Offering a response from a Dalit perspective in India, Peniel Jesudason Rufus Rajkumar, a lecturer at United Theological College in Bangalore, defined his sense of being a co-sufferer as a Dalit — often referred to as “untouchables” — and described how it prompted the Dalits to “enter into affirmative solidarity.” He praised Palestinian Christians for “the resilience which you have creatively envisioned to sustain a holistic vision of total liberation, even for your oppressors.”
The Rev. Robert Smith from the Evangelical Lutheran Church in America admitted there were important learnings from the document for the church in the U.S., saying it would compel them “to revisit and challenge our theology, because theology matters.” Referring to the Kairos document, he observed that “Palestinian Christians are confident in their word and in God’s word to inspire hope, and to foster hopeful resistance.”
Professor Samuel Pagan, a Puerto Rican who teaches at Dar al-Kalima College in Bethlehem, said he was grateful for the Kairos document because it “includes the aspirations, dreams and hopes of the peace with justice for the people in Palestine, Israel, Latin America and the rest of the world.” It is, he affirmed, “a firm message of hope, a solid statement of faith, and a serious prophetic word of encouragement, vision, dignity and future.”
The Rev. Arie van der Plas of the Reformed Church in the Netherlands, said he appreciated the document’s message of non-violence and reconciliation. “It’s a choice that might make you vulnerable,” he told Palestinian Christians, “but at the same time, a choice for the truth of the gospel, and trusting the way of Christ which is the way of life.”
The Rev. Bruce Gregersen, United Church of Canada, called for an understanding of the struggle in which Christians around the world agree on the need to take collective risks as an exhibition of authentic solidarity. Churches face significant opposition in any attempts to be critical of Israel’s policies and actions and in particular charges of participating in “new anti-Semitism.” What is needed to counter this is collective solidarity, he said.
Barakat Fawzi of Bethlehem University lamented how political leaders, in Palestine, Israel and in the international community had failed to create a just peace despite the many opportunities.
“The absence of political will is obvious. This is why it is important that religious leaders with ideas and a commitment to peace step in and accentuate the search for peace,” he said, adding that such action is not a matter of choice, but a religious duty and obligation. Religious values can well be the foundation for undoing the assaults on human dignity now coming out of the occupation, he insisted.
The Rev. Olav Tveit, a Norwegian Lutheran and incoming general secretary of the World Council Churches, welcomed the work done by Palestinian Christians. He pointed out that such a document coming from the Palestinian Christians themselves, indicates the growing strength of the Palestinian resistance and, moreover, the resolve to achieve peace and justice through peaceful and non-violent means.

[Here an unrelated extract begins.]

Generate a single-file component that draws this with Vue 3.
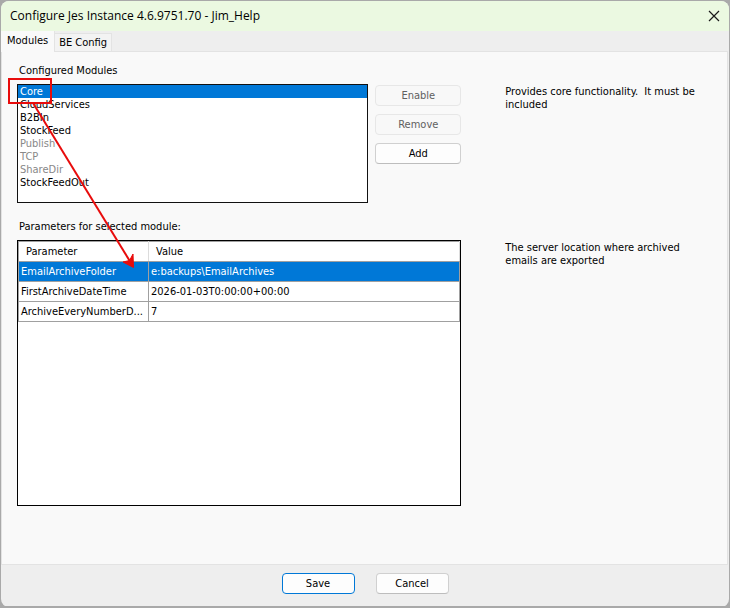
<script setup>
import { ref } from 'vue'

const modules = [
  { name: 'Core', off: false },
  { name: 'CloudServices', off: false },
  { name: 'B2BIn', off: false },
  { name: 'StockFeed', off: false },
  { name: 'Publish', off: true },
  { name: 'TCP', off: true },
  { name: 'ShareDir', off: true },
  { name: 'StockFeedOut', off: false }
]
const parameters = [
  { name: 'EmailArchiveFolder', value: 'e:backups\\EmailArchives' },
  { name: 'FirstArchiveDateTime', value: '2026-01-03T0:00:00+00:00' },
  { name: 'ArchiveEveryNumberD...', value: '7' }
]
const selectedModule = ref('Core')
const selectedRow = ref(0)
</script>

<template>
  <main class="window">
    <header class="titlebar">
      <h1 class="title">Configure Jes Instance 4.6.9751.70 - Jim_Help</h1>
      <button class="close" type="button" aria-label="Close">
        <svg width="12" height="12" viewBox="0 0 12 12" aria-hidden="true">
          <path d="M1 1L11 11M11 1L1 11" fill="none" stroke="#1a1a1a" stroke-width="1.2" />
        </svg>
      </button>
    </header>

    <div class="tabs" role="tablist">
      <button class="tab active" type="button" role="tab" aria-selected="true">Modules</button>
      <button class="tab" type="button" role="tab" aria-selected="false">BE Config</button>
    </div>

    <section class="page" role="tabpanel">
      <label class="caption" for="modules">Configured Modules</label>
      <div class="split">
        <div class="chooser">
          <select id="modules" v-model="selectedModule" class="modules" size="9">
            <option v-for="m in modules" :key="m.name" :value="m.name" :class="{ off: m.off }">{{ m.name }}</option>
          </select>
          <div class="actions">
            <button class="btn" type="button" disabled>Enable</button>
            <button class="btn" type="button" disabled>Remove</button>
            <button class="btn" type="button">Add</button>
          </div>
        </div>
        <p class="hint">Provides core functionality.&nbsp; It must be included</p>
      </div>

      <h2 id="params" class="caption second">Parameters for selected module:</h2>
      <div class="split grow">
        <div class="grid">
          <table aria-labelledby="params">
            <colgroup><col class="name-col"><col></colgroup>
            <thead>
              <tr><th scope="col">Parameter</th><th scope="col">Value</th></tr>
            </thead>
            <tbody>
              <tr v-for="(p, i) in parameters" :key="p.name" :class="{ selected: i === selectedRow }" @click="selectedRow = i">
                <td>{{ p.name }}</td><td>{{ p.value }}</td>
              </tr>
            </tbody>
          </table>
        </div>
        <p class="hint">The server location where archived emails are exported</p>
      </div>
    </section>

    <footer class="footer">
      <button class="btn primary" type="button">Save</button>
      <button class="btn" type="button">Cancel</button>
    </footer>

    <svg class="callout" width="140" height="200" viewBox="0 0 140 200" aria-hidden="true">
      <g fill="none" stroke="#e80c0c" stroke-width="2">
        <rect x="1" y="1" width="42" height="24" />
        <path d="M25 25L123 185" />
      </g>
      <path d="M125.500 189.500L115 184L121.500 182.500L125 176Z" fill="#e80c0c" stroke="#e80c0c" />
    </svg>
  </main>
</template>

<style>
body {
  background: #a9a9a9;
}
</style>

<style scoped>
.window {
  position: relative;
  top: 1px;
  box-sizing: border-box;
  display: flex;
  flex-direction: column;
  min-height: calc(100vh - 2px);
  margin: 0 1px;
  border-radius: 8px;
  overflow: hidden;
  background: #eeeeee;
  color: #000;
  font: 11px/13px "DejaVu Sans Condensed", "Noto Sans", sans-serif;
}
button,
select {
  font: inherit;
  color: inherit;
}
.titlebar {
  display: flex;
  align-items: center;
  justify-content: space-between;
  height: 30px;
  padding: 0 9px;
  background: #ebf9e1;
}
.title {
  margin: 0;
  font: 12px/16px "Open Sans", "Noto Sans", sans-serif;
}
.close {
  display: flex;
  padding: 0;
  border: 0;
  background: none;
}
.tabs {
  display: flex;
  align-items: flex-end;
  height: 20px;
}
.tab {
  height: 18px;
  padding: 0 4px;
  border: 1px solid #e3e3e3;
  border-bottom: 0;
  border-left: 0;
  background: #f3f3f3;
}
.tab.active {
  z-index: 1;
  height: 21px;
  margin-bottom: -1px;
  padding: 0 6px 3px;
  border: 0;
  border-right: 1px solid #e3e3e3;
  background: #f9f9f9;
}
.page {
  flex: 1;
  display: flex;
  flex-direction: column;
  margin-right: 1px;
  padding: 12px 20px 58px 15px;
  border: 1px solid #e3e3e3;
  background: #f9f9f9;
}
.caption {
  margin: 0 0 7px 2px;
  font: inherit;
}
.second {
  margin-top: 17px;
}
.split {
  display: grid;
  grid-template-columns: 445fr 202fr;
  gap: 44px;
}
.grow {
  flex: 1;
}
.chooser {
  display: flex;
  gap: 7px;
}
.modules {
  box-sizing: border-box;
  flex: 1;
  min-width: 0;
  height: 119px;
  padding: 0;
  border: 1px solid #111;
  border-radius: 0;
  outline: 0;
  overflow: hidden;
  background: #fff;
}
.modules option {
  height: 13px;
  min-height: 13px;
  padding: 0 2px;
  line-height: 13px;
  color: #000;
}
.modules option.off {
  color: #888;
}
.modules option:checked {
  background: #0078d7 linear-gradient(#0078d7, #0078d7);
  color: #fff;
}
.actions {
  display: flex;
  flex-direction: column;
  gap: 8px;
  padding-top: 1px;
}
.btn {
  box-sizing: border-box;
  width: 86px;
  height: 21px;
  padding: 0 4px;
  border: 1px solid #d0d0d0;
  border-bottom-color: #bdbdbd;
  border-radius: 4px;
  background: #fdfdfd;
}
.btn:disabled {
  border-color: #e7e7e7;
  background: #f8f8f8;
  color: #606060;
}
.hint {
  margin: 1px 0 0;
}
.grid {
  border: 1px solid #000;
  background: #fff;
}
table {
  width: 100%;
  table-layout: fixed;
  border-collapse: collapse;
  border: 1px solid #a0a0a0;
}
.name-col {
  width: 130px;
}
th,
td {
  height: 19px;
  padding: 0 2px;
  border: 1px solid #a0a0a0;
  overflow: hidden;
  text-align: left;
  text-overflow: ellipsis;
  white-space: nowrap;
  font-weight: 400;
}
th {
  padding: 0 7px;
  border-right-color: #dcdcdc;
}
.selected td {
  background: #0078d7;
  color: #fff;
}
.footer {
  display: flex;
  justify-content: center;
  gap: 21px;
  padding: 8px 0 13px;
}
.footer .btn {
  width: 73px;
}
.footer .primary {
  border-color: #0078d7;
}
.callout {
  position: absolute;
  left: 7px;
  top: 77px;
  pointer-events: none;
}
</style>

“We are reminded that next year, 2010, will commemorate 25 years since the Kairos South Africa document was adopted calling for an end to apartheid in South Africa,” said Janet Jahr Lewis, the United Methodist Church’s liaison in Israel and Palestine. “It is time, nay, it is past time, for the churches around the world to join together to work for an end to the systems of oppression and separation that are being implemented on this land.
“What better time than the advent of the birth of the Prince of Peace for the Palestinian Christians to come together in Bethlehem with clergy from denominations around the world to submit this call?” she said.